Over the course of his career, Chris Pine has played an impressively wide variety of characters. He’s been an intergalactic spaceman, a CIA analyst, a post-apocalyptic heartthrob, a reluctant rock god and a mid-century Coast Guard officer. Ask the 35-year-old Pine which role has made him happiest, though, and he’ll inform you that given his druthers, he’d always prefer to sport a hairpiece.
“Anytime I get offered a chance to wear a wig, I will do it,” Pine says one sunny Los Angeles morning, referencing his shaggy, bedraggled character on the Netflix original series Wet Hot American Summer: First Day of Camp. “I really love doing comedy. It’s just not a bad way to spend the day.”
Of course, any day that Pine, who also moonlights as the face of Armani Code, finds himself on camera seems to be a good day—at least for moviegoers. And in the coming months, we’re poised to see plenty of him: first in the dramatic Disney offering The Finest Hours, out now, and then reprising his role as Captain James Kirk in this summer’s Star Trek: Beyond, his third film in the franchise.
In Hours, a 1950s period piece based on the true story of a heroic Coast Guard rescue, Pine plays Bernie Webber, who is sent out in a blizzard to rescue a crew stranded on a sinking oil tanker off the coast of Massachusetts. Reader, if you’re prone to seasickness do not see this film in 3-D. Despite the rocky waters, Pine disappears into his role completely, offering a strong and memorable performance that showcases his dramatic chops and adds significantly to the film’s heart. This is a harrowing story—and it’s one Pine didn’t take lightly.
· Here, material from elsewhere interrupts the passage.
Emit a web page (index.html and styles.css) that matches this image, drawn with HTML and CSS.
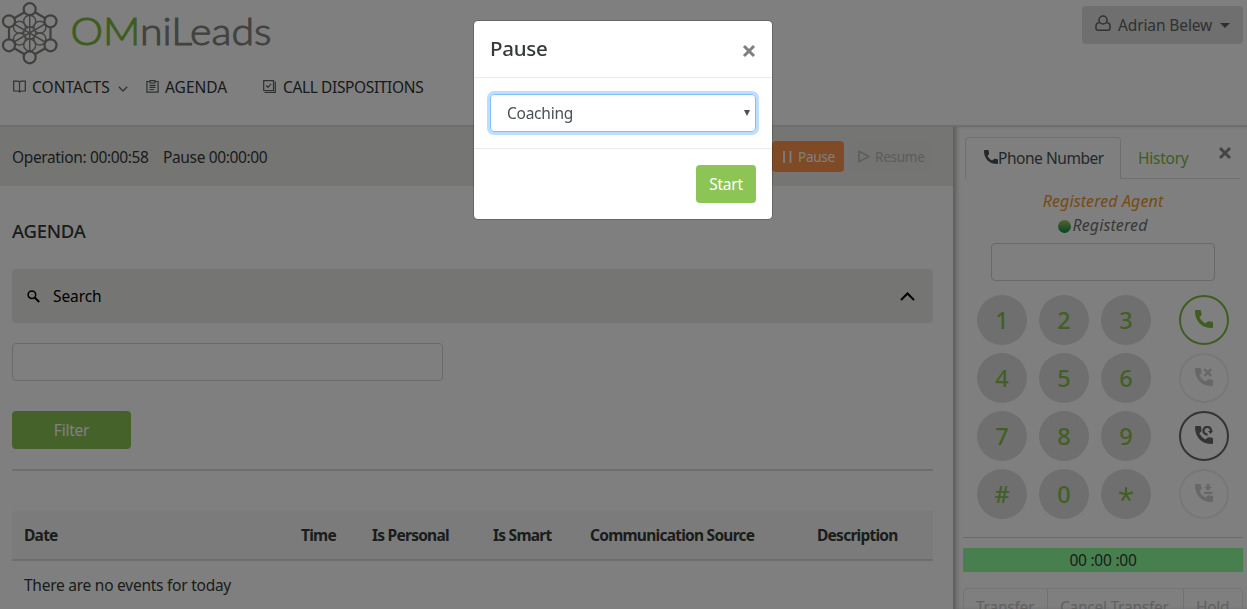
FILE: index.html
```
<!DOCTYPE html>
<html lang="en">
<head>
<meta charset="utf-8">
<title>OMniLeads</title>
<link rel="stylesheet" href="styles.css">
</head>
<body>
<svg class="defs" width="0" height="0">
  <symbol id="handset" viewBox="0 0 18 18"><path d="M1 0H5Q6 0 6.1 1L6.5 4.4Q6.6 5.2 6 5.8L4.4 7.6Q6.6 11.6 10.4 13.6L12.4 11.8Q13 11.2 13.8 11.3L17 11.7Q18 11.8 18 12.8V17Q18 18 17 18Q9.5 18 4.6 13.4Q0 8.5 0 1Q0 0 1 0Z"/></symbol>
</svg>
<header class="top">
  <div class="brand-row">
    <svg class="logo" width="280" height="68" viewBox="0 0 280 68">
      <g fill="none" stroke="#8a8a86" stroke-width="1.5">
        <circle cx="29.7" cy="33" r="6"/><circle cx="29.7" cy="21.3" r="6"/><circle cx="39.9" cy="27.2" r="6"/><circle cx="39.9" cy="39" r="6"/><circle cx="29.7" cy="45" r="6"/><circle cx="19.5" cy="39" r="6"/><circle cx="19.5" cy="27.2" r="6"/>
        <path d="M29.7 15V51M14 24L45 42M14 42L45 24"/>
      </g>
      <g fill="none" stroke="#80807c" stroke-width="2.2">
        <path d="M24.5 12.3L14.2 18.3M35 12.3L45.3 18.3M9 27.5V39M50.5 27.5V39M14.2 48.3L24.5 54.3M45.3 48.3L35 54.3"/>
        <circle cx="29.7" cy="9.2" r="6"/><circle cx="50.5" cy="21.3" r="6"/><circle cx="50.5" cy="45.3" r="6"/><circle cx="29.7" cy="57.3" r="6"/><circle cx="9" cy="45.3" r="6"/><circle cx="9" cy="21.3" r="6"/>
      </g>
      <text class="logo-text" x="70.5" y="45.3" textLength="201" lengthAdjust="spacingAndGlyphs"><tspan class="logo-om">OM</tspan>niLeads</text>
    </svg>
    <button class="user">
      <svg width="16" height="17" viewBox="0 0 16 17" fill="none" stroke="currentColor" stroke-width="1.5"><circle cx="8" cy="5" r="4"/><path d="M4.8 7.6Q1 8 1 11V13.5Q1 15.2 3 15.2H13Q15 15.2 15 13.5V11Q15 8 11.2 7.6"/></svg>
      <span class="t-user">Adrian Belew</span><i class="caret"></i>
    </button>
  </div>
  <nav class="menu">
    <a class="m1"><svg width="13" height="13" viewBox="0 0 13 13" fill="none" stroke="currentColor" stroke-width="1.2"><path d="M.7 1.2H5L6.5 2L8 1.2H12.3V11H8L6.5 12L5 11H.7ZM6.5 2V12"/></svg><span class="t-contacts">CONTACTS</span><svg class="chev" width="10" height="6" viewBox="0 0 10 6" fill="none" stroke="currentColor" stroke-width="1.3"><path d="M.8.8L5 5L9.2.8"/></svg></a>
    <a class="m2"><svg width="13" height="13" viewBox="0 0 13 13" fill="none" stroke="currentColor" stroke-width="1.2"><path d="M4 1.5H.9V12.2H12.1V1.5H9M4 .7H9V3H4ZM3.5 5.3H9.5M3.5 7.4H9.5M3.5 9.5H8"/></svg><span class="t-agenda">AGENDA</span></a>
    <a class="m3"><svg width="13" height="13" viewBox="0 0 13 13" fill="none" stroke="currentColor" stroke-width="1.2"><path d="M.7.7H10.5V10.5H.7ZM12.3 1.5V12.3H1.5M3.2 5.5L5 7.3L8 3.8"/></svg><span class="t-calls">CALL DISPOSITIONS</span></a>
  </nav>
</header>
<div class="columns">
  <main class="main">
    <div class="agentbar">
      <span class="clock t-op">Operation: 00:00:58</span><span class="clock t-pz">Pause 00:00:00</span>
      <div class="bar-actions">
        <button class="btn-pause"><svg width="9" height="12" viewBox="0 0 9 12"><path d="M1 0V12M7.5 0V12" stroke="currentColor" stroke-width="1.7"/></svg><span>Pause</span></button>
        <button class="btn-resume"><svg width="12" height="13" viewBox="0 0 12 13" fill="none" stroke="currentColor" stroke-width="1.5"><path d="M1 1.3V11.7L11 6.5Z"/></svg><span>Resume</span></button>
      </div>
    </div>
    <section class="content">
      <h1>AGENDA</h1>
      <div class="search"><svg width="13" height="13" viewBox="0 0 13 13" fill="none" stroke="#000"><circle cx="4.9" cy="4.7" r="3.8" stroke-width="1.5"/><path d="M7.7 7.5L12.2 12" stroke-width="2"/></svg><span class="t-search">Search</span><svg class="up" width="15" height="9" viewBox="0 0 15 9" fill="none" stroke="#000" stroke-width="2"><path d="M1 8L7.5 1.5L14 8"/></svg></div>
      <div class="field"></div>
      <button class="filter">Filter</button>
      <hr>
      <table>
        <colgroup><col class="c1"><col class="c2"><col class="c3"><col class="c4"><col class="c5"><col class="c6"></colgroup>
        <thead><tr><th>Date</th><th>Time</th><th>Is Personal</th><th>Is Smart</th><th>Communication Source</th><th>Description</th></tr></thead>
        <tbody><tr><td colspan="6">There are no events for today</td></tr></tbody>
      </table>
    </section>
  </main>
  <aside class="phone">
    <div class="tabs"><div class="tab on"><svg width="14" height="14" fill="currentColor"><use href="#handset"/></svg><span class="t-phone">Phone Number</span></div><div class="tab hist">History</div><svg class="close" width="14" height="14" viewBox="0 0 14 14"><path d="M2 2L12 12M12 2L2 12" stroke="#8a8a8a" stroke-width="3"/></svg></div>
    <div class="status"><em class="agent">Registered Agent</em><div class="reg"><i class="dot"></i><em>Registered</em></div></div>
    <div class="number"></div>
    <div class="pad">
      <b>1</b><b>2</b><b>3</b><span class="ring call"><svg width="18" height="18" fill="currentColor"><use href="#handset"/></svg></span>
      <b>4</b><b>5</b><b>6</b><span class="ring off"><svg width="18" height="18" viewBox="0 0 18 18" fill="currentColor"><use href="#handset" width="18" height="18"/><path d="M9.2 1.2L16.2 8.2M16.2 1.2L9.2 8.2" stroke="currentColor" stroke-width="2.4"/></svg></span>
      <b>7</b><b>8</b><b>9</b><span class="ring dark"><svg width="18" height="18" viewBox="0 0 18 18" fill="currentColor"><use href="#handset" width="18" height="18"/><path d="M16 5.2A3.8 3.8 0 1 0 12.5 8.5" fill="none" stroke="currentColor" stroke-width="2.3"/><path d="M13 5H18L15.6 8Z"/></svg></span>
      <b>#</b><b>0</b><b><svg width="14" height="14" viewBox="0 0 14 14" stroke="currentColor" stroke-width="2.2"><path d="M7 7.5V.3M7 7.5L.2 5.3M7 7.5L13.8 5.3M7 7.5L3 13.5M7 7.5L11 13.5"/></svg></b><span class="ring off"><svg width="18" height="18" viewBox="0 0 18 18" fill="currentColor"><use href="#handset" width="18" height="18"/><path d="M11.4 0H14.6V3H17L13 6.8L9 3H11.4ZM9 7.7H17.5V10H9Z"/></svg></span>
    </div>
    <div class="timer">00 :00 :00</div>
    <div class="group"><span>Transfer</span><span>Cancel Transfer</span><span>Hold</span></div>
  </aside>
</div>
<div class="backdrop">
  <div class="modal">
    <div class="modal-head"><h2>Pause</h2><svg width="14" height="14" viewBox="0 0 14 14"><path d="M2 2L12 12M12 2L2 12" stroke="#7f7f7f" stroke-width="3"/></svg></div>
    <div class="modal-body"><div class="select"><span>Coaching</span><svg width="6" height="6" viewBox="0 0 6 6"><path d="M0 0H6L3 6Z" fill="#495057"/></svg></div></div>
    <div class="modal-foot"><button class="start">Start</button></div>
  </div>
</div>
</body>
</html>
```
FILE: styles.css
```
* { box-sizing: border-box; }
body { margin: 0; height: 609px; overflow: hidden; background: #fff; color: #343a38; font: 15.5px/24px "Noto Sans", sans-serif; letter-spacing: -.25px; }
button { font: inherit; letter-spacing: inherit; border: 0; padding: 0; border-radius: 4px; display: flex; align-items: center; }
svg { flex: none; display: block; }
span, em, th, td, h1, h2 { white-space: nowrap; }
.defs { position: absolute; }

.top { height: 127px; border-bottom: 2px solid #dcdcdc; }
.brand-row { display: flex; justify-content: space-between; height: 70px; }
.logo-text { font: 300 36.5px Lato, sans-serif; letter-spacing: 0; fill: #84847e; stroke: #84847e; stroke-width: 1; }
.logo-om { fill: #7fb941; stroke: #7fb941; }
.user { width: 161px; height: 38px; margin: 6px 4px 0 0; padding: 0 6px 0 13px; background: #dedede; color: #606462; }
.user svg { margin-top: -4px; }
.t-user { width: 95px; margin-left: 7px; text-align: left; letter-spacing: -.12px; }
.caret { width: 0; margin-left: 7px; border: 5px solid transparent; border-top-color: #5c605e; border-bottom: 0; }
.menu { display: flex; height: 33px; padding-left: 13px; color: #5d6460; }
.menu a { display: flex; align-items: center; }
.menu span { color: #303634; margin-left: 6px; }
.menu .t-calls { margin-left: 7px; letter-spacing: -.37px; }
.m1 { width: 133px; }
.m2 { width: 117px; }
.menu .t-contacts { width: 79px; letter-spacing: .05px; }
.t-agenda { letter-spacing: 0; }
.chev { margin: 4px 0 0 7px; }

.columns { display: flex; height: 482px; }
.main { width: 953px; }
.agentbar { display: flex; align-items: center; height: 59px; padding: 0 20px 0 12px; background: #ebebe7; }
.clock { letter-spacing: -.36px; }
.t-op { width: 151px; }
.bar-actions { display: flex; gap: 5px; margin-left: auto; }
.bar-actions button { height: 31px; font-size: 13.5px; }
.btn-pause { width: 72px; padding-left: 11px; gap: 6px; background: #ff964c; color: #fff; }
.btn-resume { width: 84px; padding-left: 9px; gap: 5px; background: #e8e8e5; color: #b8bab8; }

.content { padding: 32px 20px 0 12px; }
h1 { margin: 0; font-size: 18.5px; line-height: 25px; font-weight: 500; }
.search { display: flex; align-items: center; height: 54px; margin-top: 26px; padding: 0 18px 0 15px; border-radius: 4px; background: #ebebe7; color: #000; }
.t-search { margin-left: 13px; letter-spacing: -.1px; }
.up { margin-left: auto; }
.field { width: 431px; height: 38px; margin-top: 20px; border: 1px solid #ced4da; border-radius: 4px; }
.filter { justify-content: center; width: 119px; height: 38px; margin-top: 30px; background: #8cc556; color: #fff; }
hr { height: 2px; margin: 20px 0 40px; border: 0; background: #dcdcdc; }
table { width: 921px; border-collapse: separate; border-spacing: 0; table-layout: fixed; }
th { height: 50px; padding: 0 0 0 12px; text-align: left; font-weight: 700; font-size: 15.5px; letter-spacing: -.75px; background: #f7f7f7; border-bottom: 2px solid #dcdcdc; }
td { height: 48px; padding: 0 12px 1px; }
.c1 { width: 277px; }
.c2 { width: 71px; }
.c3 { width: 121px; }
.c4 { width: 97px; }
.c5 { width: 227px; }

.phone { width: 294px; padding: 10px 4px 0 10px; box-shadow: inset 5px 0 5px -2px #b4b4b4; }
.tabs { display: flex; height: 42px; margin: 0 3px 0 2px; }
.tab { display: flex; align-items: center; border-bottom: 1px solid #dadfe3; }
.tab.on { width: 156px; padding: 0 0 1px 18px; border: 1px solid #dadfe3; border-bottom: 0; border-radius: 4px 4px 0 0; color: #495057; }
.tab.on svg { margin-top: -3px; }
.t-phone { letter-spacing: -.45px; }
.tab.hist { flex: 1; padding: 1px 0 0 17px; color: #80ba42; }
.close { margin: 9px 8px 0 -22px; }
.status { display: flex; flex-direction: column; align-items: center; padding-top: 10px; color: #6f7472; font-size: 16px; letter-spacing: .1px; }
.agent { color: #ea962f; }
.reg { display: flex; align-items: center; }
.dot { width: 13px; height: 13px; border-radius: 50%; background: linear-gradient(#a8c653, #009048); margin: 2px 1px 0 0; }
.number { width: 224px; height: 38px; margin: 6px 0 0 28px; border: 1px solid #ced4da; border-radius: 4px; }
.pad { display: grid; grid-template-columns: 50px 50px 50px 50px; column-gap: 12px; row-gap: 8px; margin: 14px 0 0 14px; }
.pad b { display: flex; align-items: center; justify-content: center; height: 50px; border-radius: 50%; background: #dedede; color: #86bf4d; font-size: 23.5px; font-weight: 500; letter-spacing: 0; }
.ring { display: flex; align-items: center; justify-content: center; width: 50px; height: 50px; margin-left: 16px; border: 2px solid; border-radius: 50%; padding-bottom: 2px; }
.call { color: #80ba42; }
.off { border-color: #efefef; color: #cfcfcf; }
.dark { color: #646a67; }
.timer { margin-top: 18px; padding-top: 10px; border-top: 1px solid #d5d5d5; text-align: center; line-height: 24px; background: linear-gradient(#8eff9f, #8eff9f) 0 10px / 100% 24px no-repeat; }
.group { display: flex; height: 38px; margin-top: 16px; border: 1px solid #e8e8e8; border-radius: 4px; color: #c2c2c2; }
.group span { padding: 6px 0 0 12px; border-right: 1px solid #e3e3e3; }
.group span:nth-child(1) { width: 84px; }
.group span:nth-child(2) { width: 136px; }
.group span:nth-child(3) { border: 0; }

.backdrop { position: fixed; inset: 0; background: rgba(0, 0, 0, .5); }
.modal { width: 300px; height: 200px; margin: 20px 0 0 473px; border: 1px solid rgba(0, 0, 0, .2); border-radius: 5px; background: #fff; background-clip: padding-box; }
.modal-head { display: flex; justify-content: space-between; height: 57px; padding: 12px 16px 0; border-bottom: 1px solid #e9ecef; }
.modal-head svg { margin-top: 11px; }
h2 { margin: 0; font-size: 20.5px; line-height: 30px; font-weight: 500; }
.modal-body { height: 70px; padding: 16px; }
.select { display: flex; align-items: center; justify-content: space-between; height: 38px; padding: 0 5px 0 16px; border: 1px solid #80bdff; border-radius: 4px; color: #495057; box-shadow: 0 0 0 3px #bfdeff; }
.modal-foot { display: flex; justify-content: flex-end; padding: 16px; border-top: 1px solid #e9ecef; }
.start { justify-content: center; width: 60px; height: 38px; background: #8cc556; color: #fff; }
```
“If the Coast Guard crew was tasked with doing the same mission the next night and the night after that, they would have done it,” Pine says with reverence. “That’s their job, but they don’t have their names engraved in stone and they don’t take a selfie of the moment. I think that it moves us as artists to remind and re-remind our community that being selfless is something that should be done because it’s the right and good and human thing to do.”
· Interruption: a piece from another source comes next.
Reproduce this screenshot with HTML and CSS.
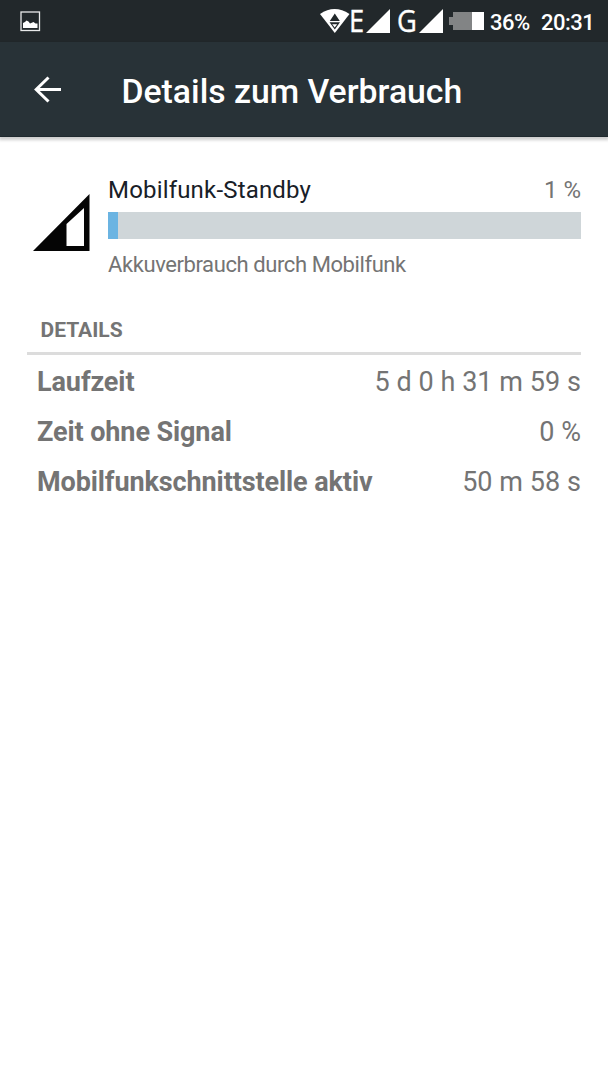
FILE: index.html
```html
<!DOCTYPE html>
<html lang="de">
<head>
<meta charset="utf-8">
<title>Details zum Verbrauch</title>
<link rel="stylesheet" href="styles.css">
</head>
<body>
<div class="status-bar">
  <svg class="icon-picture" width="21" height="21" viewBox="0 0 21 21"><rect x="1" y="1" width="18.5" height="18.5" fill="none" stroke="#e8e9ea" stroke-width="1.3"/><path d="M3 17V12l2-1 1.500-1.500 2 1L10 12.500l3.500-1.500 2 1.500h2V17z" fill="#fff"/></svg>
  <svg class="icon-wifi" width="30" height="25" viewBox="0 0 30 25"><path d="M0 5Q14.500-5 29.500 5L14.800 24z" fill="#fff"/><path d="M14.800 4.500l5 7.500h-10zM9.500 13.200h10.500l-5.200 7.300z" fill="#22282b"/><path d="M12.200 15.200h5l-2.500 3.200z" fill="#fff"/></svg>
  <span class="network network-e">E</span>
  <svg class="icon-signal" width="24" height="24" viewBox="0 0 24 24"><path d="M24 0v24H0z" fill="#fff"/></svg>
  <span class="network network-g">G</span>
  <svg class="icon-signal" width="24" height="24" viewBox="0 0 24 24"><path d="M24 0v24H0z" fill="#fff"/></svg>
  <svg class="icon-battery" width="35" height="18" viewBox="0 0 35 18"><path d="M4 0h19v18H4v-5H0V5h4z" fill="#828485"/><path d="M23 0h12v18H23z" fill="#fff"/></svg>
  <span class="status-text battery-level">36%</span>
  <span class="status-text clock">20:31</span>
</div>
<header class="app-bar">
  <svg class="icon-back" width="28" height="28" viewBox="0 0 28 28"><path d="M27 13.500H2.500M14.500 1.500L2.200 13.500 14.500 25.500" fill="none" stroke="#fff" stroke-width="3"/></svg>
  <h1 class="title">Details zum Verbrauch</h1>
</header>
<main class="content">
  <section class="summary">
    <svg class="icon-cell" width="58" height="58" viewBox="0 0 58 58"><path fill-rule="evenodd" d="M56.500 0V57H0zM33.500 30V52H51V14z" fill="#050505"/></svg>
    <div class="usage">
      <div class="usage-head"><span class="usage-name">Mobilfunk-Standby</span><span class="usage-percent">1 %</span></div>
      <div class="bar"><div class="bar-fill"></div></div>
      <p class="usage-note">Akkuverbrauch durch Mobilfunk</p>
    </div>
  </section>
  <h2 class="section-title">DETAILS</h2>
  <dl class="details">
    <div class="row"><dt>Laufzeit</dt><dd>5 d 0 h 31 m 59 s</dd></div>
    <div class="row"><dt>Zeit ohne Signal</dt><dd>0 %</dd></div>
    <div class="row"><dt>Mobilfunkschnittstelle aktiv</dt><dd>50 m 58 s</dd></div>
  </dl>
</main>
</body>
</html>
```
FILE: styles.css
```css
* { box-sizing: border-box; margin: 0; padding: 0; }
body {
  min-height: 1080px;
  background: #fff;
  font-family: Roboto, sans-serif;
  color: #747474;
}
svg { display: block; flex: none; }
span, h1, h2, dt, dd, p { white-space: nowrap; }
.status-bar {
  display: flex;
  align-items: flex-start;
  height: 42px;
  padding-left: 20px;
  background: #22282b;
  color: #fff;
}
.icon-picture { margin-top: 11px; }
.icon-wifi { margin: 9px 0 0 279px; }
.network { font: 31px/30px "Open Sans", sans-serif; margin-top: 5px; -webkit-text-stroke: .4px #fff; transform-origin: left; }
.network-e { width: 17px; margin-left: -1px; transform: scaleX(.88); }
.network-g { width: 22px; margin-left: 7px; transform: scaleX(.88); }
.icon-signal { margin-top: 9px; }
.icon-battery { margin: 12px 0 0 6px; }
.status-text { font-size: 22px; line-height: 26px; font-weight: 500; margin-top: 10px; letter-spacing: -.5px; }
.battery-level { width: 51px; margin-left: 6px; }
.app-bar {
  display: flex;
  height: 95px;
  padding-left: 34px;
  background: #283237;
  border-bottom: 1px solid #1f292e;
  box-shadow: 0 2px 3px 1px rgba(0, 0, 0, .2);
}
.icon-back { margin-top: 34px; }
.title {
  margin: 30px 0 0 59.500px;
  color: #fff;
  font-size: 33.75px;
  line-height: 40px;
  font-weight: 500;
}
.content { padding: 38px 27px 0; }
.summary { display: flex; padding-left: 6px; }
.icon-cell { margin: 19px 17px 0 0; }
.usage { flex: 1; }
.usage-head {
  display: flex;
  justify-content: space-between;
  height: 37px;
  font-size: 24px;
  line-height: 30px;
}
.usage-name { color: #182027; letter-spacing: .18px; }
.bar { height: 27px; background: #cfd6d9; }
.bar-fill { width: 10px; height: 100%; background: #6bb4e2; }
.usage-note { margin-top: 12px; font-size: 22px; line-height: 28px; letter-spacing: -.41px; }
.section-title {
  height: 40px;
  margin-top: 36px;
  padding-left: 13.500px;
  border-bottom: 3px solid #dcdcdc;
  font-size: 21px;
  line-height: 30px;
  font-weight: 700;
}
.details { padding: 2px 0 0 10px; font-size: 27px; }
.row { display: flex; justify-content: space-between; height: 49.800px; line-height: 50px; }
.row dt { font-weight: 700; letter-spacing: -.1px; }
.row dd { letter-spacing: .05px; }
```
That basic principle is also at the forefront of the big-screen adaptation of Wonder Woman, which Pine is currently filming in London and is slated to premiere in 2017. In the film, Pine plays Steve Trevor, whom he describes as Wonder Woman’s “partner in crime… who falls in love with her.” And despite his history as a leading man in action movies, Pine says he’s just fine playing sidekick to Israeli actress Gal Gadot’s fearsome female lead.
“Action is so synonymous with violence and revenge and eye-for-an-eye; the masculine footprint in the world is so violent and obviously it hasn’t really gotten us anywhere,” Pine says. “A woman at the forefront naturally leads with this compassion, and [is about] giving life instead of taking life. To have a strong woman who represents those qualities, I think we can start injecting this world with a little bit more of the ideology of compassion, love and positive moral strength rather than something destructive.”
It’s a positive energy that Pine’s not only hoping to bring to this world, but to other galaxies as well. Discussing his role in Star Trek, he notes that as the franchise creeps toward its 10th birthday, it’s become an increasingly comfortable gig. “It’s gotten so much better and so much easier,” he says. “This family we built has gotten tighter, stronger and stranger; we fight more and we make up more. It’s a great marriage—we understand each other and what we all do best… And now that J.J. Abrams has left, the kids have taken over the asylum.”
As for what will come next—and whether it’ll involve a wig—Pine says he’s not quite sure, and he isn’t rushing to make any decisions.
“When I was a younger actor, I meditated and marinated over the effect on the long-term and the short-term, the this and the that,” he says. “I thought myself out of so many things I could have done. Now, if a couple of things pop to me, if my internal speedometer is going in that direction, then I say yeah. Let’s rock ‘n’ roll.”